Last month, the Biden administration opened a civil rights investigation into Harvard’s use of legacy preferences. There have also been growing calls for Harvard and similar institutions to increase their class size or share their wealth.
As president, Faust (who led a record-breaking $9.6 billion capital campaign) sometimes rankled activists and the old guard alike. In 2016, she angered some alumni with attempts to curb Harvard’s traditionally all-male “final clubs,” which are independent of the university but hold considerable sway over social life.
“It’s my one great regret I didn’t make more progress,” she said, describing the lines of women that form outside the clubs for parties.
“Women are not supplicants for men’s favor,” she said, “or should not be.”
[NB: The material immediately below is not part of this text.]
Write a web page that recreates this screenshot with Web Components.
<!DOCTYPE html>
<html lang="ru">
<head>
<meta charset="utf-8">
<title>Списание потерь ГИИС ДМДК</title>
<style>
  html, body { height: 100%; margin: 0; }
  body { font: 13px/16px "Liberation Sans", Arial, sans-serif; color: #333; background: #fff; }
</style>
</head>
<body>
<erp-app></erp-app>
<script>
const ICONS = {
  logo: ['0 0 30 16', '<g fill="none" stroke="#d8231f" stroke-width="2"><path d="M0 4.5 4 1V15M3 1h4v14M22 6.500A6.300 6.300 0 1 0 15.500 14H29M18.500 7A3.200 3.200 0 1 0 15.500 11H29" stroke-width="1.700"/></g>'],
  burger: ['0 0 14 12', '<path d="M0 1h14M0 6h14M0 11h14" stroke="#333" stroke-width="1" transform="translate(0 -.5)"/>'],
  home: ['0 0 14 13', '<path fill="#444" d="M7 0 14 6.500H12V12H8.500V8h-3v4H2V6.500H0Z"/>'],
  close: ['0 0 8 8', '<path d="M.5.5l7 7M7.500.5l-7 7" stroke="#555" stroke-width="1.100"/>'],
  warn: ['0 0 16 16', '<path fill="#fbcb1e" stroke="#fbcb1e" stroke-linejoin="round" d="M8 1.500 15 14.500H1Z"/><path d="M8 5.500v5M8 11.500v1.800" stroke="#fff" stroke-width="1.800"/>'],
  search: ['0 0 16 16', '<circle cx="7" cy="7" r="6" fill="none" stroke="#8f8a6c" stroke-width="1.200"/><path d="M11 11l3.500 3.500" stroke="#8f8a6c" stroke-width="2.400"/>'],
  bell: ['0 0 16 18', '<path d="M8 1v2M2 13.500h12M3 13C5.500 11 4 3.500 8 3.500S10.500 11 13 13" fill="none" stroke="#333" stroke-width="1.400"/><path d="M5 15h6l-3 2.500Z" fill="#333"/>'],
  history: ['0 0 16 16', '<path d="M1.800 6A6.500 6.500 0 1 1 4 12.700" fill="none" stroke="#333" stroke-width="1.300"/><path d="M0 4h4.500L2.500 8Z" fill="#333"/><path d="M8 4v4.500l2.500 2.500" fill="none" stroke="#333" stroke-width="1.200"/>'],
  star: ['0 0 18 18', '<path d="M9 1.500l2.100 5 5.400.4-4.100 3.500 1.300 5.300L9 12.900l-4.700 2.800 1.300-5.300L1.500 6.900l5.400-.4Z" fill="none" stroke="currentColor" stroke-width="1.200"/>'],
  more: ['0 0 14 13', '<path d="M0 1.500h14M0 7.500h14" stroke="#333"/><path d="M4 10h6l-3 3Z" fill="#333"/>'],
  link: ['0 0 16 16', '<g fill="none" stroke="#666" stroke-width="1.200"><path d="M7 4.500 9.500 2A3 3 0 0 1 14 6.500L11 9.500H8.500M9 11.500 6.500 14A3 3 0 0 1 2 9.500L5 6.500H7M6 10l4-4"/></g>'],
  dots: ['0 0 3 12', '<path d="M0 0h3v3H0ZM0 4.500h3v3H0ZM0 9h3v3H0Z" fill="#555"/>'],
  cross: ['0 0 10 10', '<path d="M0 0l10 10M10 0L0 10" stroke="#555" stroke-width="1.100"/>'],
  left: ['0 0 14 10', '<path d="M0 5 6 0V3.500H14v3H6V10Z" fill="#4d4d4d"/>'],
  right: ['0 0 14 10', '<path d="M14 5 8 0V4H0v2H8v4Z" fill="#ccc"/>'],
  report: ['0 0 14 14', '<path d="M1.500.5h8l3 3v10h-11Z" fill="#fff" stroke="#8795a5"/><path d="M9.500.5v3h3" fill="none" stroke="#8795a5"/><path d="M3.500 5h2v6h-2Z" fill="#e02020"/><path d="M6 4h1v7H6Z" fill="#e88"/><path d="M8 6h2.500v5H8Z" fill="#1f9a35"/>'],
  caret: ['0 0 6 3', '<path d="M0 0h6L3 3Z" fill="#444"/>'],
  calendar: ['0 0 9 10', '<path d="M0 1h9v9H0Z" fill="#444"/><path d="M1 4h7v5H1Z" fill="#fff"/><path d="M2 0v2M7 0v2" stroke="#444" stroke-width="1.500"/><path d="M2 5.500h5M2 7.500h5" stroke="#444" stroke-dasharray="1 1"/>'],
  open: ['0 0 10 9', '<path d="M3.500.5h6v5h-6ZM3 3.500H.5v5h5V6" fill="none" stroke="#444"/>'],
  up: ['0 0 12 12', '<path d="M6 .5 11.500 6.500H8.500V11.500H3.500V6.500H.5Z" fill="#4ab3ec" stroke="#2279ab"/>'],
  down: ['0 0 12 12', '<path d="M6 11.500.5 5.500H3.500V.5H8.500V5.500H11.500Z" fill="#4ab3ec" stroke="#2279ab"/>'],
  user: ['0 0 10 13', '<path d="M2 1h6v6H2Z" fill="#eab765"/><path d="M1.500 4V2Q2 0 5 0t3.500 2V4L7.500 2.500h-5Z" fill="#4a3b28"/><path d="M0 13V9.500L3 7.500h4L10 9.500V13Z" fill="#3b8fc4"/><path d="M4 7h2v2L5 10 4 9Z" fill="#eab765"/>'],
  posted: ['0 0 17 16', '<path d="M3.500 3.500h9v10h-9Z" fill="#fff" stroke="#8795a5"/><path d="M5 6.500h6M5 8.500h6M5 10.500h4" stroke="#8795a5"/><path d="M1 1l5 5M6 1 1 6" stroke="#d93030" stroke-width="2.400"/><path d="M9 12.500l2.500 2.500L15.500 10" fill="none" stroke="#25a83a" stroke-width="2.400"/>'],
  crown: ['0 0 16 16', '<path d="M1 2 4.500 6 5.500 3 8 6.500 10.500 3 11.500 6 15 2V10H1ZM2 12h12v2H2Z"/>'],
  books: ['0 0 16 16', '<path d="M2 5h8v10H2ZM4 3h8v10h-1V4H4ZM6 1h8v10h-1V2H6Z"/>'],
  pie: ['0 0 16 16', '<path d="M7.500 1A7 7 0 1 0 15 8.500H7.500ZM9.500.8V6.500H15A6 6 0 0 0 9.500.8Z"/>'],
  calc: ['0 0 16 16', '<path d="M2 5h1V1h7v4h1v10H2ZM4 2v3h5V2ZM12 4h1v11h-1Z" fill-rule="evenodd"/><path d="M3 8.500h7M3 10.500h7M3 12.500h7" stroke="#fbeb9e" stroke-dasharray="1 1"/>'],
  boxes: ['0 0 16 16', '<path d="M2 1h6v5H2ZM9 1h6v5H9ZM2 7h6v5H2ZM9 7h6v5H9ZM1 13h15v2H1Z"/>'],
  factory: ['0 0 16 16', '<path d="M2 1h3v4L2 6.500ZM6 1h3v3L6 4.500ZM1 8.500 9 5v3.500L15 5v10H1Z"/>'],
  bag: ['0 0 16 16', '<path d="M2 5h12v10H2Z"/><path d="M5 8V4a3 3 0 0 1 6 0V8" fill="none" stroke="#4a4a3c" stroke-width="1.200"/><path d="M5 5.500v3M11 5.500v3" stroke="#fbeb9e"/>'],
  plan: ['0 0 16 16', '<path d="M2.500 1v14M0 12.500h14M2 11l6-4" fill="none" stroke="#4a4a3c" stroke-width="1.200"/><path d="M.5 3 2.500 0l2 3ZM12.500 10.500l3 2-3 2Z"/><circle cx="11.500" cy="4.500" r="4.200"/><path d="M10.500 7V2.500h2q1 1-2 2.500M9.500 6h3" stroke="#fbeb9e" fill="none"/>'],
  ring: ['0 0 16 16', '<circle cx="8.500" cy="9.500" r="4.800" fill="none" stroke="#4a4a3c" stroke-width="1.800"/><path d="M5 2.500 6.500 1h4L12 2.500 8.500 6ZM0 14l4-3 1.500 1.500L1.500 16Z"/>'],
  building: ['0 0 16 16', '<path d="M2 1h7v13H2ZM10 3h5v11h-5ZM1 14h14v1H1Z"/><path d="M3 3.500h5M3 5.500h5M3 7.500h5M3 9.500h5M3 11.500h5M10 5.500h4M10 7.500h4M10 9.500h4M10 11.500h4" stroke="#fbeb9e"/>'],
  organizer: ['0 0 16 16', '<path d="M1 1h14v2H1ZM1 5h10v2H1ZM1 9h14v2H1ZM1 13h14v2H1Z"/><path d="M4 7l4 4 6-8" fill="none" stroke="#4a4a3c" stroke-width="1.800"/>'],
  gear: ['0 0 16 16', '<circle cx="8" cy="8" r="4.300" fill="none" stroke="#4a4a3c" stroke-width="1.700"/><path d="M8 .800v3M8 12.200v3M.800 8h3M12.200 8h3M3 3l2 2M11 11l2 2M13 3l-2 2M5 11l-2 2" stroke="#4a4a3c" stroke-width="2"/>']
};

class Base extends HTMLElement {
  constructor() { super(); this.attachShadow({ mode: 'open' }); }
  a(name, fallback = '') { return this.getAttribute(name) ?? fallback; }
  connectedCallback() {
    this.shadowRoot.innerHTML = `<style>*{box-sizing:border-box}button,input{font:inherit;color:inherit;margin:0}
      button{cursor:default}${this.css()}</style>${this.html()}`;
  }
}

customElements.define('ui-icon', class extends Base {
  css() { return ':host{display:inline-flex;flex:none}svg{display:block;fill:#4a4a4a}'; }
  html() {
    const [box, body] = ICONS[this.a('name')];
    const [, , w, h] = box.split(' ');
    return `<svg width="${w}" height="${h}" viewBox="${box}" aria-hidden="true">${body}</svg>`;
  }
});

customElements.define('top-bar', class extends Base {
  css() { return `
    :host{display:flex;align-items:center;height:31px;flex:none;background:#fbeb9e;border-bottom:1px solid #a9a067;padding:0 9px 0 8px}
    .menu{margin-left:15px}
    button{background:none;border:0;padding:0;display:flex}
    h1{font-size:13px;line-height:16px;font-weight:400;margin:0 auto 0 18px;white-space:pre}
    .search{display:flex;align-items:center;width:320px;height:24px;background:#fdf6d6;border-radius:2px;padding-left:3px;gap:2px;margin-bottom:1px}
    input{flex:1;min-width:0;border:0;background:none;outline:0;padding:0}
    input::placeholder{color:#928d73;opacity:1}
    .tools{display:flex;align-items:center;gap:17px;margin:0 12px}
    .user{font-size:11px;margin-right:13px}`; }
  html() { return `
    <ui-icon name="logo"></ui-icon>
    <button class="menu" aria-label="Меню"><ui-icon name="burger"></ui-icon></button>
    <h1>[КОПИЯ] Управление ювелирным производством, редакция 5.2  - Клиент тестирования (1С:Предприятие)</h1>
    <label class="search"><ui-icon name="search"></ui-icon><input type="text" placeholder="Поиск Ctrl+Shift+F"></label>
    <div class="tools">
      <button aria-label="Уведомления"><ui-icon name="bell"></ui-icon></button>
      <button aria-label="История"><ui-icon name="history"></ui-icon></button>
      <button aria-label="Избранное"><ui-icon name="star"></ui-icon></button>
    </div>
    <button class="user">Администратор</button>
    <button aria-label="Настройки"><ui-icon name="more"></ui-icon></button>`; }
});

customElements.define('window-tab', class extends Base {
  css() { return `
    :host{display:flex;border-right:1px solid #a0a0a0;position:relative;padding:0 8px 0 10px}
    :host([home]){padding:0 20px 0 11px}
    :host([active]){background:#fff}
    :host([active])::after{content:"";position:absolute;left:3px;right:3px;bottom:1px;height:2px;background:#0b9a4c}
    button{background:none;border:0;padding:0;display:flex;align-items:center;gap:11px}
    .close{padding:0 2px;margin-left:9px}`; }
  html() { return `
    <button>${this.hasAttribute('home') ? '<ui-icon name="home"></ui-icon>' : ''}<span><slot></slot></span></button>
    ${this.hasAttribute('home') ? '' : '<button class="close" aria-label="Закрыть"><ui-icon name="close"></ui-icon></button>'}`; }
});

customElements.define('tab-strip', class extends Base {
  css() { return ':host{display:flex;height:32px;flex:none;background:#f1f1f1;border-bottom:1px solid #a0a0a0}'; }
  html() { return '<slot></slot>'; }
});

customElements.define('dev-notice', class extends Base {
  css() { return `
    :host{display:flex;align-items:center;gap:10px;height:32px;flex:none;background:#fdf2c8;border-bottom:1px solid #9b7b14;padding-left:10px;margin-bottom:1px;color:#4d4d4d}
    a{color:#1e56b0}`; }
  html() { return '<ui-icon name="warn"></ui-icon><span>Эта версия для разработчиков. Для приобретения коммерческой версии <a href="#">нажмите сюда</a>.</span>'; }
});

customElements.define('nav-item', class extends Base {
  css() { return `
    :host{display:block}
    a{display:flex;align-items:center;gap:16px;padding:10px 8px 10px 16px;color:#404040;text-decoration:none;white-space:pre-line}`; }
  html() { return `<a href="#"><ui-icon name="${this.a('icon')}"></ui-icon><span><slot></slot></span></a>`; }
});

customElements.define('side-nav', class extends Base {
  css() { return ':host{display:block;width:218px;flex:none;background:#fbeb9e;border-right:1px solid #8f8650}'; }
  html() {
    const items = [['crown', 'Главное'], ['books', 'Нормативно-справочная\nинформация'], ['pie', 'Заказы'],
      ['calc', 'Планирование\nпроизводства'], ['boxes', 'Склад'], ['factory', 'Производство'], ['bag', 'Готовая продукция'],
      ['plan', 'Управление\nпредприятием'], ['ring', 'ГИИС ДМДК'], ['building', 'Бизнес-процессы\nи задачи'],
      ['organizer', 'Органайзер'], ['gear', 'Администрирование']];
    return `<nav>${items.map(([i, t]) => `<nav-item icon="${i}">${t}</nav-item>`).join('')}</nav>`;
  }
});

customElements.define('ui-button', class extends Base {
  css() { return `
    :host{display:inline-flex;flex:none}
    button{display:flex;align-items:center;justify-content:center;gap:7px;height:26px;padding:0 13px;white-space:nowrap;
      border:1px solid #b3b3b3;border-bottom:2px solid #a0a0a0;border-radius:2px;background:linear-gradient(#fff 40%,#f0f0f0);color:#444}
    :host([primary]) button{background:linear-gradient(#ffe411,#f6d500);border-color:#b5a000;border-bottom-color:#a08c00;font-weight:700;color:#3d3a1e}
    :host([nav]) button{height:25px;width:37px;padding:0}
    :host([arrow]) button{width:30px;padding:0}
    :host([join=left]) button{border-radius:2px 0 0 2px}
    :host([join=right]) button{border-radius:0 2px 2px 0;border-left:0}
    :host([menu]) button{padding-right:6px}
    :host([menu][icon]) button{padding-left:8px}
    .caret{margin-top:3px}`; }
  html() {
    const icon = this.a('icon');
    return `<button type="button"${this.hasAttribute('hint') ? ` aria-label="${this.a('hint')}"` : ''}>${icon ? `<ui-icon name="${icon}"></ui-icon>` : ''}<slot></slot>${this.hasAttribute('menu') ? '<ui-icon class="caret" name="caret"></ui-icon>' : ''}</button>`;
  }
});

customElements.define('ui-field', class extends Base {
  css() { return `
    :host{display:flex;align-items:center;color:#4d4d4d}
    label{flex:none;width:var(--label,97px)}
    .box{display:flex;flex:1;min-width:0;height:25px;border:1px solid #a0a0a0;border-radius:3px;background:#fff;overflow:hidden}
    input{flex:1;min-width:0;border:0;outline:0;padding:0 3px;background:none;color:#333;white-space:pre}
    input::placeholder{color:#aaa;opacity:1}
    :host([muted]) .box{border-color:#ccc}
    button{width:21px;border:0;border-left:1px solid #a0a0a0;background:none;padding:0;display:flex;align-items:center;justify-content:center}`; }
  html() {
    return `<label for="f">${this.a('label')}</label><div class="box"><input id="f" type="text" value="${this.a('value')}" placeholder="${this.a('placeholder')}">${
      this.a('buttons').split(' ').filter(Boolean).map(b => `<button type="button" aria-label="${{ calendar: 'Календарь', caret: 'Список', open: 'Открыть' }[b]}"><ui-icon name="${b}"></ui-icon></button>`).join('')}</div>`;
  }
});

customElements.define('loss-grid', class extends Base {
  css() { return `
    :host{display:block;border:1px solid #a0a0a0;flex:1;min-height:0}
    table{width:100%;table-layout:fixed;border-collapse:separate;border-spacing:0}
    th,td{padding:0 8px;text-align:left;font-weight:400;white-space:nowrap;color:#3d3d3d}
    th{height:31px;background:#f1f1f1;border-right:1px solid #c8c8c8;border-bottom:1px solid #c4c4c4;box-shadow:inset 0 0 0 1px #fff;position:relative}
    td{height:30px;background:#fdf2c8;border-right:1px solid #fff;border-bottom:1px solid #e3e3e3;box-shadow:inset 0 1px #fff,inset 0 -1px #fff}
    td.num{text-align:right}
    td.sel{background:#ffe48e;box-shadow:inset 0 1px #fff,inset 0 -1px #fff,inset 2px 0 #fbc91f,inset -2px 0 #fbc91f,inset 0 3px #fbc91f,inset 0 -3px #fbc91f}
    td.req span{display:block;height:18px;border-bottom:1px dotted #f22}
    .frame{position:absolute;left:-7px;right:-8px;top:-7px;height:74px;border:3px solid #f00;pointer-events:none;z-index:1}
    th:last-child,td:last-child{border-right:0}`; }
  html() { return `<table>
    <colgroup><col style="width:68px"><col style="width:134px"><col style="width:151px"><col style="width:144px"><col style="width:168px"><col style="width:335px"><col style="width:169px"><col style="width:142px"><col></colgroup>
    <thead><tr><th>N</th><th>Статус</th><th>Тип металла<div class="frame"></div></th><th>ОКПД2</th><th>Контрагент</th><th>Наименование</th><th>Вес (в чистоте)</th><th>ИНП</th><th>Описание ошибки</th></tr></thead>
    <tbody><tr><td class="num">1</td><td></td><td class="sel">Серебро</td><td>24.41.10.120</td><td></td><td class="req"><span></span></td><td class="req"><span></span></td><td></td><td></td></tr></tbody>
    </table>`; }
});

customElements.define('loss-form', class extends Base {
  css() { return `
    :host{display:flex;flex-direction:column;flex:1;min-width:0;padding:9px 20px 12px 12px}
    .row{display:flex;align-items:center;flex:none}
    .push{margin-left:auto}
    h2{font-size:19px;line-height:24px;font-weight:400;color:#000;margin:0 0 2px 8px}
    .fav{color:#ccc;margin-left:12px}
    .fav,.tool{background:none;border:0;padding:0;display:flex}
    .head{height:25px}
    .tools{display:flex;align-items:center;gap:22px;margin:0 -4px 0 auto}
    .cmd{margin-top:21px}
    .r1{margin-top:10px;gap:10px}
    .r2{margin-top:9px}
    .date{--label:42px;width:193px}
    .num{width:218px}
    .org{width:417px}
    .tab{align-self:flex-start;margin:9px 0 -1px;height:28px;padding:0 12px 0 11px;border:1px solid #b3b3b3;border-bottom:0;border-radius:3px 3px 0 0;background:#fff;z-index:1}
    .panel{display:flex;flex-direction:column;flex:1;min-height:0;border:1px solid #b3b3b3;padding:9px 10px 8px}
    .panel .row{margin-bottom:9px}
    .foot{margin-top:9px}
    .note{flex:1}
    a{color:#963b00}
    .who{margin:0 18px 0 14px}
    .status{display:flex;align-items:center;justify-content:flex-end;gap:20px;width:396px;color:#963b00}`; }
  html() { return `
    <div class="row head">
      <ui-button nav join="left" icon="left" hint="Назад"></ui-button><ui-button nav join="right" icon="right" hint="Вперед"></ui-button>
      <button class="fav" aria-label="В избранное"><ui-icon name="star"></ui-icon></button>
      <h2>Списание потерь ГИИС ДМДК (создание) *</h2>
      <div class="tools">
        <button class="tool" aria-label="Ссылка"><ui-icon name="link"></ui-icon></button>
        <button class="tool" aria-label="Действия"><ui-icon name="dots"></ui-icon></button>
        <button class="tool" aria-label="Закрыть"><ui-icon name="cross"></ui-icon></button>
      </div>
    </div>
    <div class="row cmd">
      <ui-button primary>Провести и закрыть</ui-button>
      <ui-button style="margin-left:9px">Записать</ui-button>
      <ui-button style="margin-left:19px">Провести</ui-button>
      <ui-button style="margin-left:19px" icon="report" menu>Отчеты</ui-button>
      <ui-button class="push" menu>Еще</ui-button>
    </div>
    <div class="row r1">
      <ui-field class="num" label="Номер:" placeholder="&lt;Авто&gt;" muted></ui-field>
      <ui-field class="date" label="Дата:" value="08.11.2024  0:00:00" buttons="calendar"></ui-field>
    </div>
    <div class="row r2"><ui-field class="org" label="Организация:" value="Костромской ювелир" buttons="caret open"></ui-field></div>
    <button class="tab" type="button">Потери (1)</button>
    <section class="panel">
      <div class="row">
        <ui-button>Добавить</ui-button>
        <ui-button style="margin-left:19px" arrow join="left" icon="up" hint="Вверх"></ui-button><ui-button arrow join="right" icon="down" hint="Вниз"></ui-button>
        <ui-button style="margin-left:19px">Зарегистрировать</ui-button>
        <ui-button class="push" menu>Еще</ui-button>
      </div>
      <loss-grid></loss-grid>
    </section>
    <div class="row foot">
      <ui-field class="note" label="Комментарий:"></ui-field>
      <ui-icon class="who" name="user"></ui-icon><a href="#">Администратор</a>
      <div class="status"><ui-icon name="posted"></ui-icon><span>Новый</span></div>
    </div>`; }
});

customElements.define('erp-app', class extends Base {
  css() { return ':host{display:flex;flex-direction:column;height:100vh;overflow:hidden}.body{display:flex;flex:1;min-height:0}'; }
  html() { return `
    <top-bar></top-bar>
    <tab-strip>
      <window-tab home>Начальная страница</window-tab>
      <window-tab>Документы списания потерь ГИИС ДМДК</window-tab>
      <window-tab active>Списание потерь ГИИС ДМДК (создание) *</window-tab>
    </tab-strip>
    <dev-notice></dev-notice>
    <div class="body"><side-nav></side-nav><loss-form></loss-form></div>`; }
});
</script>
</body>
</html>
Faust also challenged Harvard’s selective amnesia about its own history. In 2017, at a conference on universities and slavery, she acknowledged that Harvard had been “directly complicit in America’s system of racial bondage.”
The year before, Faust had installed a modest plaque by the door of the small clapboard building that houses her current office. It honors Titus, Venus, Bilhah and Juba, four enslaved people who worked there in the 18th century, in the household of Harvard presidents.
In her memoir, Faust describes another marker, installed by her grandmother near the family cemetery plot, remembering “the many personal servants” — “faithful and devoted” — buried there “before 1865.”
Asked about the relationship between the Harvard plaque and her grandmother’s euphemistic tribute, Faust paused. Both, she said, were responses to “the burden of the past,” at a moment of change.
When she stepped down in 2018, Harvard was at “the beginning of recognizing our own complicity, which we had turned away from and not paid attention to,” she said. “But there was so much more to be done.”